Mountain biker and former pro cyclocrosser Justin Lindine agrees: “In a pedaling section, it’s a little trickier. You have to oversteer just a little bit and sort of monster truck through it. You can’t really spin, you’re more likely to clip a pedal or get hung up on something. It’s about torque. You need those bursts of speed so you need to be in a big gear. Then, when you have a second to pedal, you’re like, ‘Sprint!’ for half a pedal stroke.”
In the Rock Garden
Once you’re in the thick of it, here’s what you should keep in mind.
Momentum is Your Friend
“Slow-speed trials moves [think: track stands and hopping] might get you through a particularly nasty section on your local singletrack, but they are often less effective than harnessing momentum. Let go of the brakes for a moment, or sprint into an uphill crux,” Decker explains. The extra speed can help carry you up ledgy climbs or skip over the gaps in rocks on a descent. “Mo [momentum] is your friend. And I’m not talking about my mustache.”
Go Over—Not Into
Ramming into rocks is a sure-fire way to kill your momentum. “Go over rocks, not into them,” Phillips says. “Use your legs more than your arms to pick your bike up, maneuver it, and pump it. Anywhere there’s a rise or a fall is a place to lose or gain momentum.”
Balance Is Key
“You always want to be balanced,” Phillips says. “The steeper it gets, the more you’ll want your balance to shift toward the rear. That’s just the way balance works. But you don’t want to be off the back the whole time because then you lose control of the front. And if you’re over the front, you don’t have control of your back end and you’re likely going to flip over.” Work on maintaining your body weight over the center of balance when on downhills and uphills.
One Section at a Time
If you’re overwhelmed by nailing a rocky length of trail in its entirety, just focus on completing one little section at a time, and session the toughest spots. “Breaking it into small sections helps. Even a long trail of rock gardens has some smooth sections, so if you have the time and you’re practicing, work on a section at a time and string it together. In a race, just think about what you’re doing right this second, not the future, and tackle it one bit at a time,” Lindine says.
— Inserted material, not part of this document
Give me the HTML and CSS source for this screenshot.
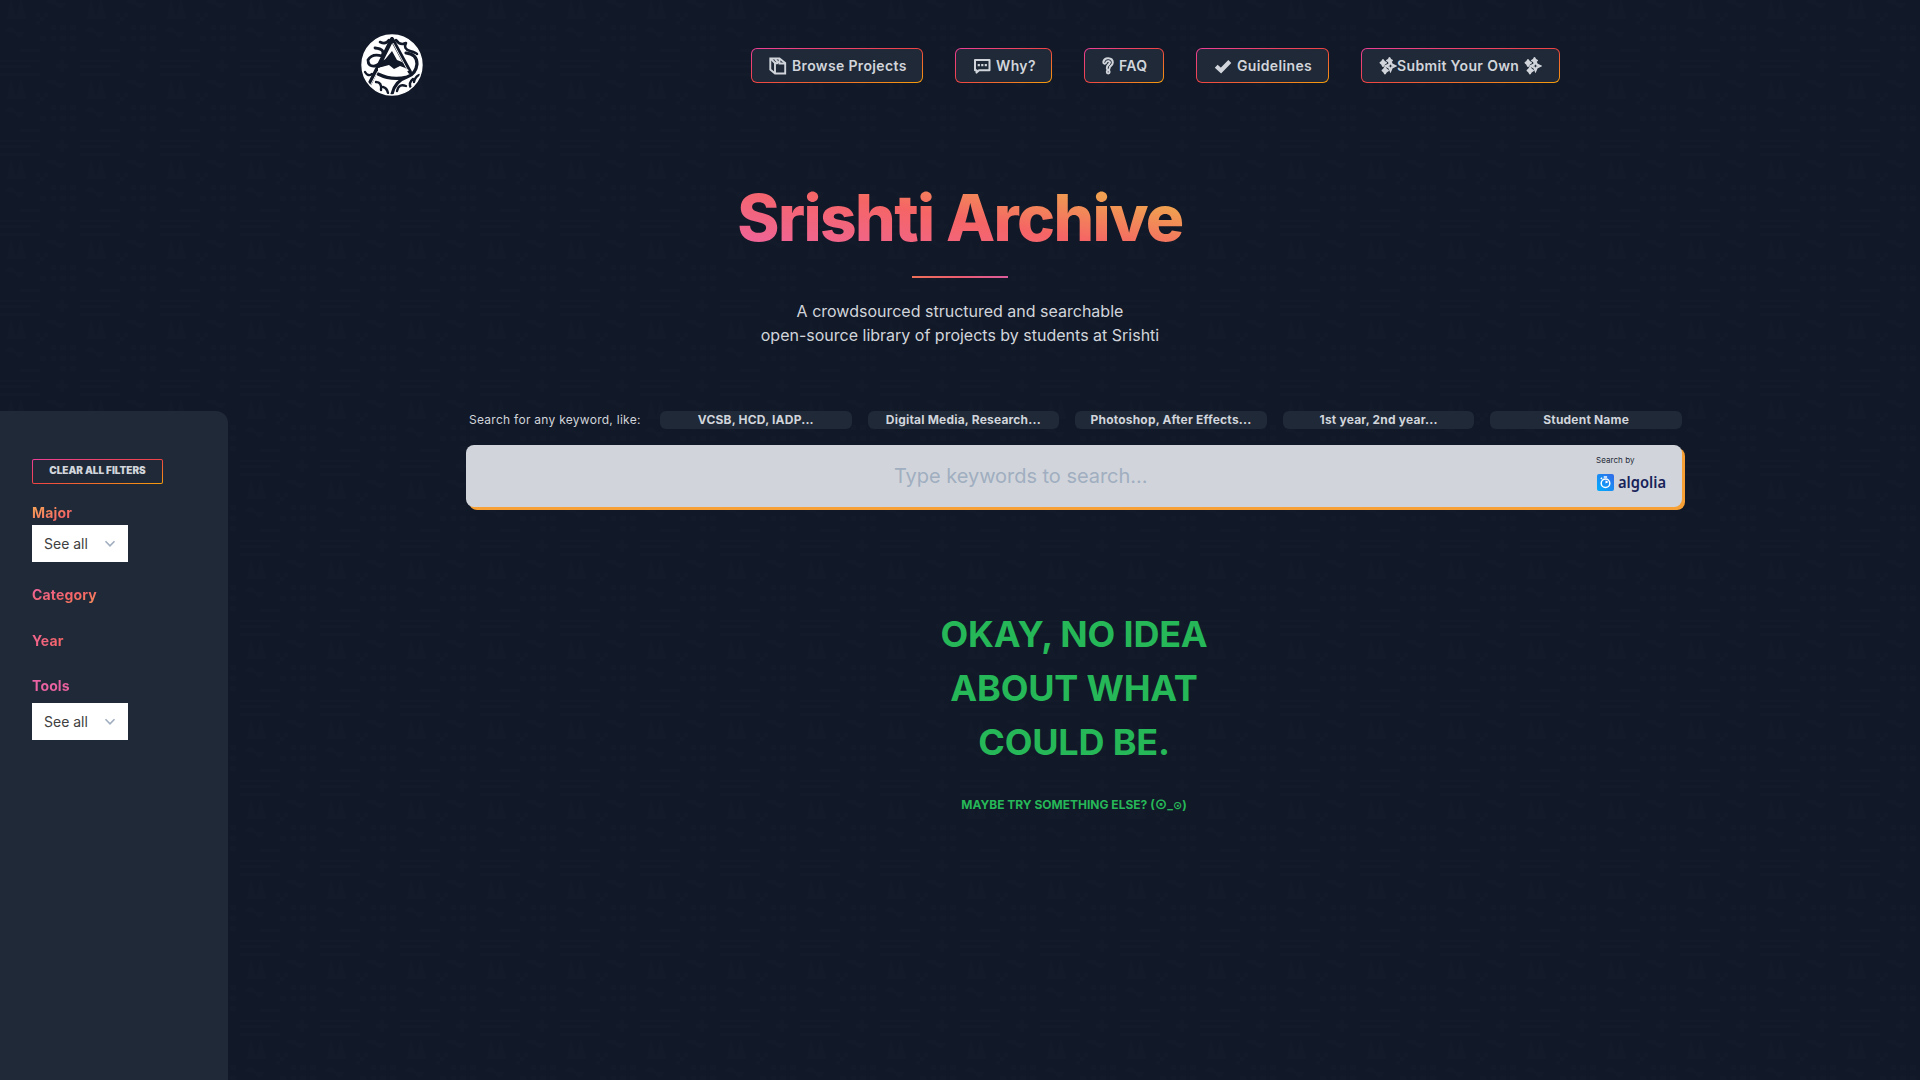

For the last step, it’s back to Decker’s original “relax” mantra. Keep your fingers, arms, legs, and shoulders loose. Don’t hold your breath. “I think the band 38 Special said it best: ‘Just hold on loosely, but don’t let go. If you cling too tightly, you’re gonna lose control.’ Those are words to live by,” Decker says.
Likewise, pro mountain biker and cyclocross rider Ellen Noble says to “use your elbows as added suspension.”
Lindine adds that if it’s a downhill rocky section and you’re coasting, “it’s mostly about trying to pick good lines but mainly staying loose and letting the bike float around a lot. People aren’t inherently comfortable with that sensation, so you have to get used to the bike kicking around,” he says.
[Gravel! prepares you with everything you need to know to crush it, including the best gear, how to train, and much more!]
Other Useful Tips to Consider
Learn the Hard Way
“I rode a hardtail until . That forced me to learn how to ride versus having something that just rode for me. If you ride a bike with enough suspension, you can ride over anything. But if you’re forced to ride it right or not make it, you learn,” says Noble.
“Folks out here don’t understand how we can ride these singlespeed hardtails, but the hardtail can be an advantage: You can pop that front wheel and have a little more control,” says Chris Merriam, a mountain bike racer on team Crosshairs Cycling p/b Bike Doctor of Waldorf.
There are also some things you can do off the bike that will allow you to better handle rock gardens when you do encounter them.
Build Core Strength
“It’s a lot about slow-speed balance, and just practice, like anything. It helps to have a really strong core. With rocks, you’re always getting bumped around, so it’s good to be able to move around on the bike a lot,” says Payson McElveen, a pro cyclist on the Orange Seal Off-Road Team.
Don’t Skimp on Fitness
Similarly, it’s helpful to have good fitness overall. Riding through rock gardens is no joke—and quite the workout. “Have lots of fitness! It goes much more smoothly when you can keep powering through rock gardens,” says Merriam.